In terms of conflicts, GP-leds are complex transactions and it is clear that the GP has to be held accountable in a manner similar to an outright sale of the company. This includes running a third-party sale process managed by an adviser as part of the continuation fund. There needs to be an external price setting mechanism and fair negotiations on all terms of the transaction. Moreover, it is important that the GPs involve the advisory board of the selling fund early on in the process and offer existing investors the option to roll into the new vehicle at similar terms.

Are predominantly GP-led funds able to deliver the same secondaries ‘experience’ to investors?

Investors should be transparently informed about the differences between GP-led transactions and diversified LP secondaries. The risk profile is a little bit different, with GP-leds being more concentrated but on the other hand, they involve assets that the GP knows well.

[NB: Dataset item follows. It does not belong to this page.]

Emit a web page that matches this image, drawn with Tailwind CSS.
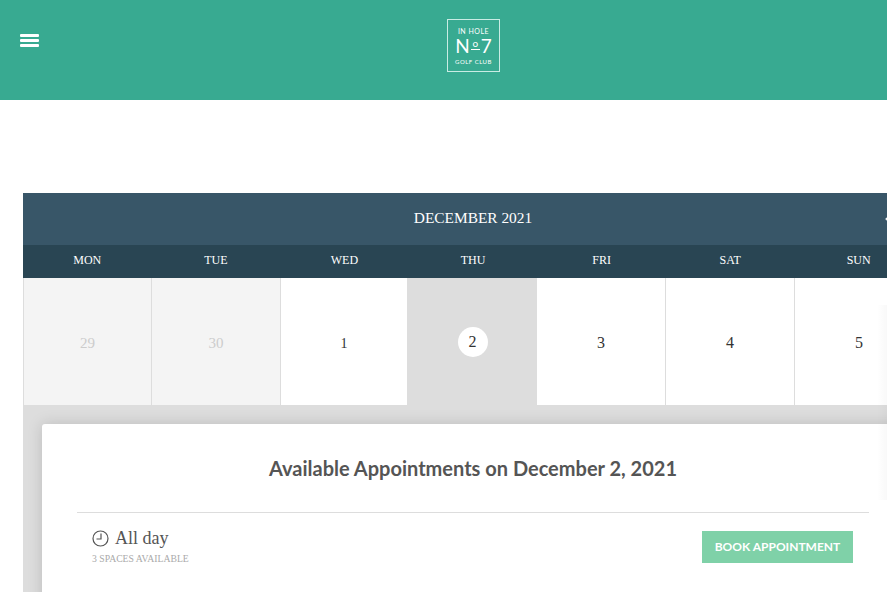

In addition, the cashflow pattern of a GP-led transaction is different from an LP portfolio, but we think the upside potential more than makes up for that.

In a GP-led you’re not going to see cashflows after three months, but some do generate value very quickly, and underlying assets are already sold after a year or two. Furthermore, we take a balanced approach to our GP-led strategy, including also multi-asset transactions and tender offers, both offering more diversified cashflows.

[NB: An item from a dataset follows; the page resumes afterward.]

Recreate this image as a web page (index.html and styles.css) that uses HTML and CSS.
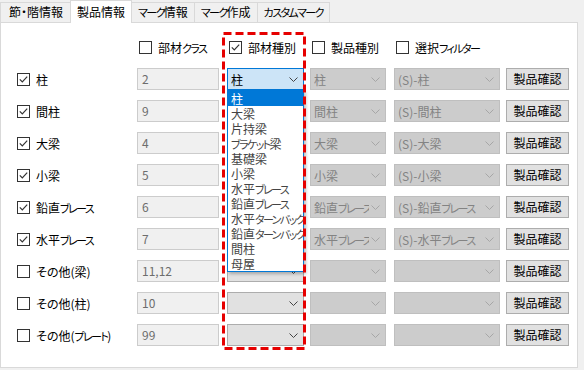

We create a GP-led portfolio for our investors that has similar benefits of traditional secondaries funds, ie, lower risk through diversification and a shorter holding period. We limit our exposure to a single company, sponsor, geography or sector, and target at least 80-100 companies for our secondaries fund.

While fundraising, we find that some investors really buy into the GP-led rationale, while others may not. It really depends on LPs’ objectives and how they want to invest in the secondaries market. We believe both GP-leds and LP secondaries have distinct benefits, and dedicated exposure to each improves the risk-return potential.